Она, умея вздохом сострадать,
Ко мне склонила взор неизреченный,
Как на дитя в бреду взирает мать…
[Она обернулась, посмотрела на меня, как мать смотрит на ребенка, бредящего в жару, вздохнула, сострадая, испытывая бесконечную жалость к человеку, который понять и вместить не может, и начала объяснять.]
Какая нежность между Данте и Беатриче! Нежность мамы к ребенку! Но еще удивительнее то, что Данте на самом деле на протяжении всей кантики ощущает себя ребенком на руках у матери, ребенком, который смотрит, дивится и учится новому, который хочет научиться любить и понимать, защищенный бесконечным доверием к матери.
И начала: Все в мире неизменный
Связует строй; своим обличьем он
Подобье Бога придает Вселенной.
[Все в мире упорядочено, и у всего есть свое место. Вселенная — не хаос, как иногда кажется людям, поскольку их опыт — разделение и беспорядок. А в мире все «связует строй», важно только его соблюдать.]
Что такое вера? Ради чего пришел Христос? Чтобы позволить нам заново обрести порядок вещей в мире, их истинный вес, чтобы каждая вещь обрела свое место и значение, и единица была бы единицей, а сотня — сотней. В отличие от мира людей, где все меры перепутаны, и это порождает тревогу и боль, и от этого беспорядка люди чувствуют себя потерянными к ранеными. Все в мире упорядочено, именно этот порядок «подобье Бога придает Вселенной», отражает совершенство Божественной природы.

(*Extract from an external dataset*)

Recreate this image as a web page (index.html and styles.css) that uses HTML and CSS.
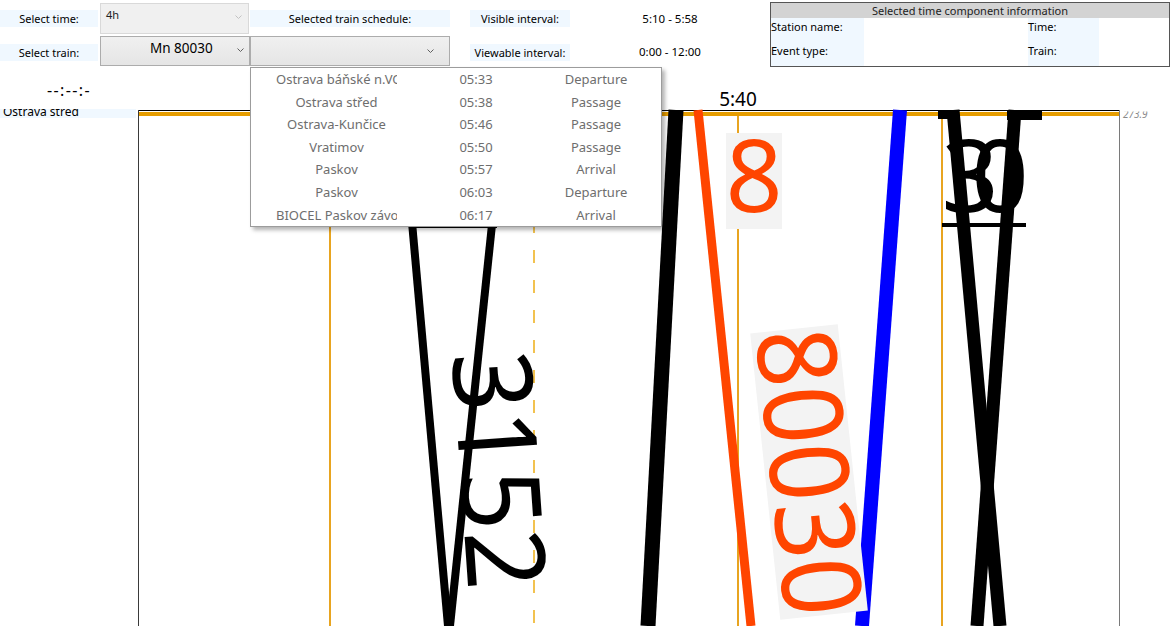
FILE: index.html
```html
<!DOCTYPE html>
<html lang="en">
<head>
<meta charset="utf-8">
<title>Train graph</title>
<link rel="stylesheet" href="styles.css">
</head>
<body>
<header class="toolbar">
  <div class="lbl c-label row1">Select time:</div>
  <div class="combo combo-time">
    <span class="combo-text">4h</span>
    <svg class="chev chev-dim" width="7" height="4" viewBox="0 0 7 4"><polyline points="0.5,0.5 3.5,3.5 6.5,0.5"/></svg>
  </div>
  <div class="lbl c-sched row1">Selected train schedule:</div>
  <div class="lbl c-int row1">Visible interval:</div>
  <div class="val row1">5:10 - 5:58</div>
  <section class="info">
    <div class="info-head">Selected time component information</div>
    <div class="info-grid">
      <div class="k">Station name:</div><div class="v"></div><div class="k">Time:</div><div class="v"></div>
      <div class="k">Event type:</div><div class="v"></div><div class="k">Train:</div><div class="v"></div>
    </div>
  </section>

  <div class="lbl c-label row2">Select train:</div>
  <div class="combo combo-train">
    <span class="combo-text">Mn 80030</span>
    <svg class="chev" width="7" height="4" viewBox="0 0 7 4"><polyline points="0.5,0.5 3.5,3.5 6.5,0.5"/></svg>
  </div>
  <div class="combo combo-sched">
    <svg class="chev" width="7" height="4" viewBox="0 0 7 4"><polyline points="0.5,0.5 3.5,3.5 6.5,0.5"/></svg>
    <div class="popup">
      <div class="n">Ostrava báňské n.VOD</div><div>05:33</div><div>Departure</div>
      <div class="n">Ostrava střed</div><div>05:38</div><div>Passage</div>
      <div class="n">Ostrava-Kunčice</div><div>05:46</div><div>Passage</div>
      <div class="n">Vratimov</div><div>05:50</div><div>Passage</div>
      <div class="n">Paskov</div><div>05:57</div><div>Arrival</div>
      <div class="n">Paskov</div><div>06:03</div><div>Departure</div>
      <div class="n">BIOCEL Paskov závod</div><div>06:17</div><div>Arrival</div>
    </div>
  </div>
  <div class="lbl c-int row2">Viewable interval:</div>
  <div class="val row2">0:00 - 12:00</div>
</header>

<main class="view">
  <aside class="axis">
    <div class="clock">--:--:-</div>
    <div class="station">Ostrava stred</div>
  </aside>
  <svg class="chart" width="1038" height="559" viewBox="138 67 1038 559">
    <defs>
      <clipPath id="kmclip"><rect x="1120" y="111.5" width="56" height="20"/></clipPath>
    </defs>
    <text class="tick" x="738" y="106" text-anchor="middle">5:40</text>
    <g class="grid">
      <line x1="330" y1="116" x2="330" y2="626"/>
      <line x1="738" y1="116" x2="738" y2="626"/>
      <line x1="942" y1="116" x2="942" y2="626"/>
    </g>
    <line class="grid-dash" x1="534" y1="130" x2="534" y2="626"/>
    <rect class="station-line" x="139" y="112" width="980" height="4"/>
    <line class="frame-top" x1="138" y1="110.5" x2="1120" y2="110.5"/>
    <line class="frame-left" x1="138.5" y1="110" x2="138.5" y2="626"/>
    <line class="frame-right" x1="1119.5" y1="110" x2="1119.5" y2="626"/>

    <g class="train-black">
      <line x1="402" y1="110" x2="448" y2="626" stroke-width="8"/>
      <line x1="504" y1="110" x2="450" y2="626" stroke-width="8"/>
      <line x1="676" y1="110" x2="648" y2="626" stroke-width="15"/>
      <line x1="953" y1="110" x2="1000" y2="626" stroke-width="13"/>
      <line x1="1015" y1="110" x2="977" y2="626" stroke-width="13"/>
      <line x1="942" y1="225" x2="1026" y2="225" stroke-width="4"/>
    </g>
    <g class="blk">
      <rect x="938" y="110" width="20" height="9"/>
      <rect x="1007" y="110" width="35" height="10"/>
      <rect x="410" y="224" width="87" height="4"/>
    </g>
    <line class="train-red" x1="698" y1="110" x2="751" y2="626"/>
    <line class="train-blue" x1="900" y1="110" x2="862" y2="626"/>

    <rect class="lbl-bg" x="726" y="133" width="56" height="96"/>
    <text class="big red" x="754" y="212" text-anchor="middle" font-size="100">8</text>

    <text class="big" x="970" y="212" text-anchor="middle" font-size="100">3</text>
    <text class="big" x="1000" y="212" text-anchor="middle" font-size="100">0</text>

    <g transform="translate(499 470) rotate(86)">
      <text class="big" x="0" y="39" text-anchor="middle" font-size="110" textLength="238" lengthAdjust="spacingAndGlyphs">3152</text>
    </g>

    <g transform="translate(809 472) rotate(84)">
      <rect class="lbl-bg" x="-144" y="-44" width="288" height="88"/>
      <text class="big red" x="0" y="39" text-anchor="middle" font-size="110" textLength="288" lengthAdjust="spacingAndGlyphs">80030</text>
    </g>

    <text class="km" x="1123" y="117.5" clip-path="url(#kmclip)">273.9</text>
  </svg>
</main>
</body>
</html>
```

FILE: styles.css
```css
* { box-sizing: border-box; }

html, body {
  margin: 0;
  padding: 0;
  background: #ffffff;
}

body {
  width: 1176px;
  height: 626px;
  overflow: hidden;
  font-family: "Noto Sans", "DejaVu Sans", sans-serif;
  color: #000;
}

/* ---------- toolbar ---------- */
.toolbar {
  display: grid;
  grid-template-columns: 100px 150px 200px 20px 100px 200px 400px;
  grid-template-rows: 31px 31px;
  row-gap: 2px;
  padding-top: 3px;
  height: 67px;
}

.row1 { grid-row: 1; }
.row2 { grid-row: 2; }

.lbl {
  align-self: center;
  height: 17px;
  background: #f0f8ff;
  font-size: 11px;
  line-height: 17px;
  text-align: center;
  white-space: nowrap;
}
.lbl.row2 { margin-top: 1px; }
.c-label { grid-column: 1; width: 98px; }
.c-sched { grid-column: 3; }
.c-int { grid-column: 5; }

.val {
  grid-column: 6;
  align-self: center;
  text-align: center;
  font-size: 11.5px;
  line-height: 16px;
}

.combo {
  position: relative;
  display: flex;
  align-items: flex-start;
  border: 1px solid #acacac;
  background: linear-gradient(#f0f0f0, #e5e5e5);
}
.combo-text { white-space: nowrap; }

.chev {
  display: block;
  margin-left: auto;
  flex: none;
}
.chev polyline {
  fill: none;
  stroke: #606060;
  stroke-width: 1;
}
.chev-dim polyline { stroke: #c2c2c2; }

.combo-time {
  grid-column: 2;
  grid-row: 1;
  width: 149px;
  height: 31px;
  border-color: #d9d9d9;
  background: #f0f0f0;
  padding: 3px 0 0 5px;
  font-size: 11px;
  color: #222;
}
.combo-time .chev { margin-top: 8px; margin-right: 6px; }

.combo-train {
  grid-column: 2;
  grid-row: 2;
  width: 150px;
  height: 30px;
  padding: 2px 0 0 49px;
  font-size: 13.5px;
}
.combo-train .chev { margin-top: 9px; margin-right: 5px; }

.combo-sched {
  grid-column: 3;
  grid-row: 2;
  width: 200px;
  height: 30px;
}
.combo-sched .chev { margin-top: 12px; margin-right: 15px; }

/* dropdown popup (overlay) */
.popup {
  position: absolute;
  left: -1px;
  top: 30px;
  width: 412px;
  height: 160px;
  z-index: 10;
  background: #fff;
  border: 1px solid #9c9c9c;
  box-shadow: 3px 3px 4px rgba(0, 0, 0, 0.3);
  display: grid;
  grid-template-columns: 121px 158px 82px;
  grid-auto-rows: 22.6px;
  padding-left: 25px;
  font-size: 13px;
  color: #6e6e6e;
  text-align: center;
}
.popup > div {
  line-height: 22.6px;
  white-space: nowrap;
  overflow: hidden;
}

/* info panel */
.info {
  grid-column: 7;
  grid-row: 1 / 3;
  margin-top: -1px;
  width: 400px;
  border: 1px solid #555;
  display: flex;
  flex-direction: column;
  background: #fff;
}
.info-head {
  height: 15px;
  background: #d3d3d3;
  font-size: 11px;
  line-height: 15px;
  text-align: center;
  color: #222;
}
.info-grid {
  flex: 1;
  display: grid;
  grid-template-columns: 93px 164px 71px 1fr;
  grid-template-rows: 1fr 1fr;
}
.info-grid .k {
  background: #f0f8ff;
  font-size: 11px;
  line-height: 16px;
  padding-top: 1px;
  white-space: nowrap;
}

/* ---------- main view ---------- */
.view {
  display: flex;
  height: 559px;
}

.axis {
  width: 138px;
  flex: none;
  display: flex;
  flex-direction: column;
}
.clock {
  padding-top: 15px;
  font-size: 16px;
  line-height: 16px;
  letter-spacing: 1.4px;
  text-align: center;
}
.station {
  margin-top: 11px;
  width: 136px;
  height: 9px;
  overflow: hidden;
  background: #f0f8ff;
  font-size: 12px;
  line-height: 6px;
  padding-left: 3px;
  white-space: nowrap;
}

.chart {
  display: block;
  flex: none;
}
.chart text { font-family: "Noto Sans", "DejaVu Sans", sans-serif; }
.tick { font-size: 19px; fill: #000; }
.km { font-size: 10px; font-style: italic; fill: #8a8a8a; }

.grid line { stroke: #e8a420; stroke-width: 2; }
.grid-dash { stroke: #f2c250; stroke-width: 2; stroke-dasharray: 13 17; }
.station-line { fill: #e69d00; }
.frame-top { stroke: #000; stroke-width: 1; }
.frame-left { stroke: #3a3a3a; stroke-width: 1; }
.frame-right { stroke: #7a7a7a; stroke-width: 1; }

.train-black line { stroke: #000; }
.blk rect { fill: #000; }
.train-red { stroke: #ff4500; stroke-width: 9; }
.train-blue { stroke: #0000ff; stroke-width: 14; }

.lbl-bg { fill: #f3f3f3; }
.big { fill: #000; }
.big.red { fill: #ff4500; }
```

Для высших тварей в нем отображен
След вечной Силы, крайней той вершины,
Которой служит сказанный закон.
[В этом «высшие твари» — ангелы и люди, то есть те, кто обладает разумом, могут узреть бесконечную мудрость Бога, ибо Он — цель всякого «сказанного закона», то есть того самого порядка, который я тебе изъясняла: порядка вещей, согласно которому все они достигнут своей цели.]
И этот строй объемлет, всеединый,
Все естества, что по своим судьбам —
Вблизи или вдали от их причины.
Они плывут к различным берегам
Великим морем бытия, стремимы
Своим позывом, что ведет их сам.
[В этом порядке Вселенной, продолжает Беатриче, всякая вещь находится на своем месте, и каждая «стремима своим позывом», у каждой есть призвание: у камня, у травы, у падающего с дерева листочка. Всякая растительная природа, минералы, живые существа, люди, ангелы — все имеет в себе начало, «позыв», который ведет их «к различным берегам» одного пункта назначения, все они устремлены к Богу. Вселенная — как огромное море, и каждая вещь в ней должна найти свой порт, для каждой уготован причал. И этим порядком движимо все.]
Он пламя мчит к луне, неудержимый;
Он в смертном сердце возбуждает кровь;
Он землю вяжет в ком неразделимый.
[Таков этот зов, он заставляет пламя тянуться вверх, «он в смертном сердце возбуждает кровь», он двигает чувствительные души людей и животных. Именно это стремление, этот закон жизни «землю вяжет в ком неразделимый», это — сила всемирного тяготения, именно поэтому тела стремятся к ядру Земли и удерживаются там земным притяжением.]
В природе сути вещей играет свою роль всякий камушек и всякая травинка, ибо у каждой вещи есть свое предназначение, к исполнению которого она стремится.
Лук этот вечно мечет, вновь и вновь,
Не только неразумные творенья,
Но те, в ком есть и разум и любовь.
[Лук этот — Бог, и он мечет свои стрелы, то есть устремляет их в мир, к счастливому исполнению своего предназначения. Так он поступает не только c камнями, деревьями, водой, с «неразумными твореньями», но тем паче с теми, «в ком есть и разум и любовь», то есть с людьми и ангелами.]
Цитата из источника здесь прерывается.